***** Recorded information

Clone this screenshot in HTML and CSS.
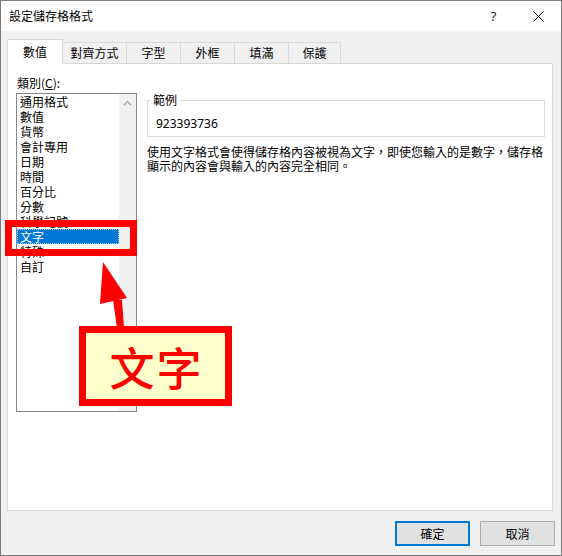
FILE: index.html
```html
<!DOCTYPE html>
<html lang="zh-Hant">
<head>
<meta charset="utf-8">
<title>設定儲存格格式</title>
<link rel="stylesheet" href="styles.css">
</head>
<body>
<div class="window">
  <div class="titlebar">
    <span class="title">設定儲存格格式</span>
    <span class="tb-btn help">?</span>
    <span class="tb-btn close">
      <svg width="11" height="11" viewBox="0 0 11 11"><path d="M0.5 0.5L10.5 10.5M10.5 0.5L0.5 10.5" stroke="#111" stroke-width="1" fill="none"/></svg>
    </span>
  </div>
  <div class="client">
    <div class="tabs">
      <div class="tab active">數值</div>
      <div class="tab w64">對齊方式</div>
      <div class="tab w54">字型</div>
      <div class="tab w54">外框</div>
      <div class="tab w54">填滿</div>
      <div class="tab w52">保護</div>
    </div>
    <div class="panel">
      <div class="left">
        <div class="label">類別(<u>C</u>):</div>
        <div class="listbox">
          <ul class="items">
            <li>通用格式</li>
            <li>數值</li>
            <li>貨幣</li>
            <li>會計專用</li>
            <li>日期</li>
            <li>時間</li>
            <li>百分比</li>
            <li>分數</li>
            <li>科學記號</li>
            <li class="selected">文字</li>
            <li>特殊</li>
            <li>自訂</li>
          </ul>
          <div class="scrollbar">
            <svg class="chev" width="9" height="6" viewBox="0 0 9 6"><path d="M1 5L4.5 1.5L8 5" stroke="#a3a3a3" stroke-width="1.3" fill="none"/></svg>
          </div>
        </div>
      </div>
      <div class="right">
        <fieldset class="sample">
          <legend>範例</legend>
          <div class="value">923393736</div>
        </fieldset>
        <p class="desc">使用文字格式會使得儲存格內容被視為文字，即使您輸入的是數字，儲存格<br>顯示的內容會與輸入的內容完全相同。</p>
      </div>
    </div>
    <div class="buttons">
      <button class="btn primary">確定</button>
      <button class="btn">取消</button>
    </div>
  </div>

  <div class="mark-box"></div>
  <svg class="arrow" width="562" height="556" viewBox="0 0 562 556">
    <polygon points="103,262 100,304 127,298" fill="#ff0000"/>
    <polygon points="113,300 122,300 124,328 117,328" fill="#ff0000"/>
  </svg>
  <div class="callout">文字</div>
</div>
</body>
</html>
```

FILE: styles.css
```css
* {
  box-sizing: border-box;
}

html, body {
  margin: 0;
  padding: 0;
}

body {
  background: #bdbdbd;
  font-family: "Noto Sans CJK TC", "Noto Sans", sans-serif;
  font-size: 12px;
  color: #000;
}

.window {
  position: relative;
  width: 562px;
  height: 556px;
  border: 1px solid #7a7a7a;
  background: #f0f0f0;
  display: flex;
  flex-direction: column;
}

/* title bar */
.titlebar {
  height: 30px;
  background: #fff;
  display: flex;
  align-items: center;
  flex: none;
}

.title {
  flex: 1;
  padding-left: 8px;
  line-height: 30px;
  font-size: 12px;
}

.tb-btn {
  width: 46px;
  height: 30px;
  display: flex;
  align-items: center;
  justify-content: center;
}

.help {
  font-family: "Noto Sans", sans-serif;
  font-size: 13px;
  color: #222;
  padding-left: 3px;
}

/* client */
.client {
  flex: 1;
  display: flex;
  flex-direction: column;
  padding: 8px 6px 9px 6px;
}

.tabs {
  display: flex;
  align-items: flex-end;
  height: 24px;
  flex: none;
}

.tab {
  height: 21px;
  line-height: 20px;
  text-align: center;
  border-top: 1px solid #d9d9d9;
  border-right: 1px solid #d9d9d9;
  background: #f0f0f0;
  white-space: nowrap;
}

.tab.active {
  width: 56px;
  height: 25px;
  line-height: 23px;
  border: 1px solid #d9d9d9;
  border-bottom: none;
  background: #fff;
  margin-bottom: -1px;
  position: relative;
  z-index: 2;
}

.w64 { width: 64px; }
.w54 { width: 54px; }
.w52 { width: 52px; }

.panel {
  height: 448px;
  margin-right: 2px;
  background: #fff;
  border: 1px solid #d9d9d9;
  display: flex;
  padding: 11px 0 0 8px;
  flex: none;
}

.left {
  width: 121px;
  flex: none;
}

.label {
  line-height: 15px;
  padding-left: 1px;
}

.listbox {
  margin-top: 3px;
  height: 319px;
  border: 1px solid #828790;
  display: flex;
}

.items {
  list-style: none;
  margin: 0;
  padding: 0;
  width: 102px;
  flex: none;
}

.items li {
  height: 15px;
  line-height: 15px;
  padding-left: 3px;
  white-space: nowrap;
}

.items li.selected {
  background: #0078d7;
  color: #fff;
  outline: 1px dotted #9fd0ff;
  outline-offset: -1px;
}

.scrollbar {
  flex: 1;
  background: #f0f0f0;
  display: flex;
  justify-content: center;
  padding-top: 6px;
}

.chev {
  display: block;
}

.right {
  margin-left: 10px;
  width: 398px;
  padding-top: 18px;
}

.sample {
  margin: 0;
  border: 1px solid #dcdcdc;
  padding: 0 8px 3px 8px;
  height: 44px;
}

.sample legend {
  padding: 0 2px;
  margin-left: -5px;
  line-height: 14px;
  font-size: 12px;
}

.value {
  margin-top: 9px;
  line-height: 16px;
  font-family: "Noto Sans", sans-serif;
  font-size: 12px;
}

.desc {
  margin: 8px 0 0 0;
  line-height: 14px;
  font-size: 12px;
  white-space: nowrap;
}

/* buttons */
.buttons {
  display: flex;
  justify-content: flex-end;
  gap: 10px;
  margin-top: 10px;
}

.btn {
  width: 75px;
  height: 25px;
  background: #e1e1e1;
  border: 1px solid #adadad;
  font-family: "Noto Sans CJK TC", sans-serif;
  font-size: 12px;
  color: #000;
  padding: 0;
  margin: 0;
}

.btn.primary {
  border: 2px solid #0078d7;
}

/* annotations */
.mark-box {
  position: absolute;
  left: 4px;
  top: 219px;
  width: 132px;
  height: 36px;
  border: 7px solid #ff0000;
}

.arrow {
  position: absolute;
  left: -1px;
  top: -1px;
}

.callout {
  position: absolute;
  left: 78px;
  top: 325px;
  width: 153px;
  height: 80px;
  border: 7px solid #ff0000;
  background: #ffffcc;
  color: #ff0000;
  font-family: "Noto Sans CJK TC", sans-serif;
  font-weight: 500;
  font-size: 45px;
  letter-spacing: 2px;
  text-indent: 2px;
  display: flex;
  align-items: center;
  justify-content: center;
  line-height: 1;
}
```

**********

◆ Written request ◆
All of the data above should be quoted exactly, except for the pictures.

◆ Output for this exercise ◆
Clone this screenshot in HTML and CSS.
FILE: index.html
```html
<!DOCTYPE html>
<html lang="zh-Hant">
<head>
<meta charset="utf-8">
<title>設定儲存格格式</title>
<link rel="stylesheet" href="styles.css">
</head>
<body>
<div class="window">
  <div class="titlebar">
    <span class="title">設定儲存格格式</span>
    <span class="tb-btn help">?</span>
    <span class="tb-btn close">
      <svg width="11" height="11" viewBox="0 0 11 11"><path d="M0.5 0.5L10.5 10.5M10.5 0.5L0.5 10.5" stroke="#111" stroke-width="1" fill="none"/></svg>
    </span>
  </div>
  <div class="client">
    <div class="tabs">
      <div class="tab active">數值</div>
      <div class="tab w64">對齊方式</div>
      <div class="tab w54">字型</div>
      <div class="tab w54">外框</div>
      <div class="tab w54">填滿</div>
      <div class="tab w52">保護</div>
    </div>
    <div class="panel">
      <div class="left">
        <div class="label">類別(<u>C</u>):</div>
        <div class="listbox">
          <ul class="items">
            <li>通用格式</li>
            <li>數值</li>
            <li>貨幣</li>
            <li>會計專用</li>
            <li>日期</li>
            <li>時間</li>
            <li>百分比</li>
            <li>分數</li>
            <li>科學記號</li>
            <li class="selected">文字</li>
            <li>特殊</li>
            <li>自訂</li>
          </ul>
          <div class="scrollbar">
            <svg class="chev" width="9" height="6" viewBox="0 0 9 6"><path d="M1 5L4.5 1.5L8 5" stroke="#a3a3a3" stroke-width="1.3" fill="none"/></svg>
          </div>
        </div>
      </div>
      <div class="right">
        <fieldset class="sample">
          <legend>範例</legend>
          <div class="value">923393736</div>
        </fieldset>
        <p class="desc">使用文字格式會使得儲存格內容被視為文字，即使您輸入的是數字，儲存格<br>顯示的內容會與輸入的內容完全相同。</p>
      </div>
    </div>
    <div class="buttons">
      <button class="btn primary">確定</button>
      <button class="btn">取消</button>
    </div>
  </div>

  <div class="mark-box"></div>
  <svg class="arrow" width="562" height="556" viewBox="0 0 562 556">
    <polygon points="103,262 100,304 127,298" fill="#ff0000"/>
    <polygon points="113,300 122,300 124,328 117,328" fill="#ff0000"/>
  </svg>
  <div class="callout">文字</div>
</div>
</body>
</html>
```

FILE: styles.css
```css
* {
  box-sizing: border-box;
}

html, body {
  margin: 0;
  padding: 0;
}

body {
  background: #bdbdbd;
  font-family: "Noto Sans CJK TC", "Noto Sans", sans-serif;
  font-size: 12px;
  color: #000;
}

.window {
  position: relative;
  width: 562px;
  height: 556px;
  border: 1px solid #7a7a7a;
  background: #f0f0f0;
  display: flex;
  flex-direction: column;
}

/* title bar */
.titlebar {
  height: 30px;
  background: #fff;
  display: flex;
  align-items: center;
  flex: none;
}

.title {
  flex: 1;
  padding-left: 8px;
  line-height: 30px;
  font-size: 12px;
}

.tb-btn {
  width: 46px;
  height: 30px;
  display: flex;
  align-items: center;
  justify-content: center;
}

.help {
  font-family: "Noto Sans", sans-serif;
  font-size: 13px;
  color: #222;
  padding-left: 3px;
}

/* client */
.client {
  flex: 1;
  display: flex;
  flex-direction: column;
  padding: 8px 6px 9px 6px;
}

.tabs {
  display: flex;
  align-items: flex-end;
  height: 24px;
  flex: none;
}

.tab {
  height: 21px;
  line-height: 20px;
  text-align: center;
  border-top: 1px solid #d9d9d9;
  border-right: 1px solid #d9d9d9;
  background: #f0f0f0;
  white-space: nowrap;
}

.tab.active {
  width: 56px;
  height: 25px;
  line-height: 23px;
  border: 1px solid #d9d9d9;
  border-bottom: none;
  background: #fff;
  margin-bottom: -1px;
  position: relative;
  z-index: 2;
}

.w64 { width: 64px; }
.w54 { width: 54px; }
.w52 { width: 52px; }

.panel {
  height: 448px;
  margin-right: 2px;
  background: #fff;
  border: 1px solid #d9d9d9;
  display: flex;
  padding: 11px 0 0 8px;
  flex: none;
}

.left {
  width: 121px;
  flex: none;
}

.label {
  line-height: 15px;
  padding-left: 1px;
}

.listbox {
  margin-top: 3px;
  height: 319px;
  border: 1px solid #828790;
  display: flex;
}

.items {
  list-style: none;
  margin: 0;
  padding: 0;
  width: 102px;
  flex: none;
}

.items li {
  height: 15px;
  line-height: 15px;
  padding-left: 3px;
  white-space: nowrap;
}

.items li.selected {
  background: #0078d7;
  color: #fff;
  outline: 1px dotted #9fd0ff;
  outline-offset: -1px;
}

.scrollbar {
  flex: 1;
  background: #f0f0f0;
  display: flex;
  justify-content: center;
  padding-top: 6px;
}

.chev {
  display: block;
}

.right {
  margin-left: 10px;
  width: 398px;
  padding-top: 18px;
}

.sample {
  margin: 0;
  border: 1px solid #dcdcdc;
  padding: 0 8px 3px 8px;
  height: 44px;
}

.sample legend {
  padding: 0 2px;
  margin-left: -5px;
  line-height: 14px;
  font-size: 12px;
}

.value {
  margin-top: 9px;
  line-height: 16px;
  font-family: "Noto Sans", sans-serif;
  font-size: 12px;
}

.desc {
  margin: 8px 0 0 0;
  line-height: 14px;
  font-size: 12px;
  white-space: nowrap;
}

/* buttons */
.buttons {
  display: flex;
  justify-content: flex-end;
  gap: 10px;
  margin-top: 10px;
}

.btn {
  width: 75px;
  height: 25px;
  background: #e1e1e1;
  border: 1px solid #adadad;
  font-family: "Noto Sans CJK TC", sans-serif;
  font-size: 12px;
  color: #000;
  padding: 0;
  margin: 0;
}

.btn.primary {
  border: 2px solid #0078d7;
}

/* annotations */
.mark-box {
  position: absolute;
  left: 4px;
  top: 219px;
  width: 132px;
  height: 36px;
  border: 7px solid #ff0000;
}

.arrow {
  position: absolute;
  left: -1px;
  top: -1px;
}

.callout {
  position: absolute;
  left: 78px;
  top: 325px;
  width: 153px;
  height: 80px;
  border: 7px solid #ff0000;
  background: #ffffcc;
  color: #ff0000;
  font-family: "Noto Sans CJK TC", sans-serif;
  font-weight: 500;
  font-size: 45px;
  letter-spacing: 2px;
  text-indent: 2px;
  display: flex;
  align-items: center;
  justify-content: center;
  line-height: 1;
}
```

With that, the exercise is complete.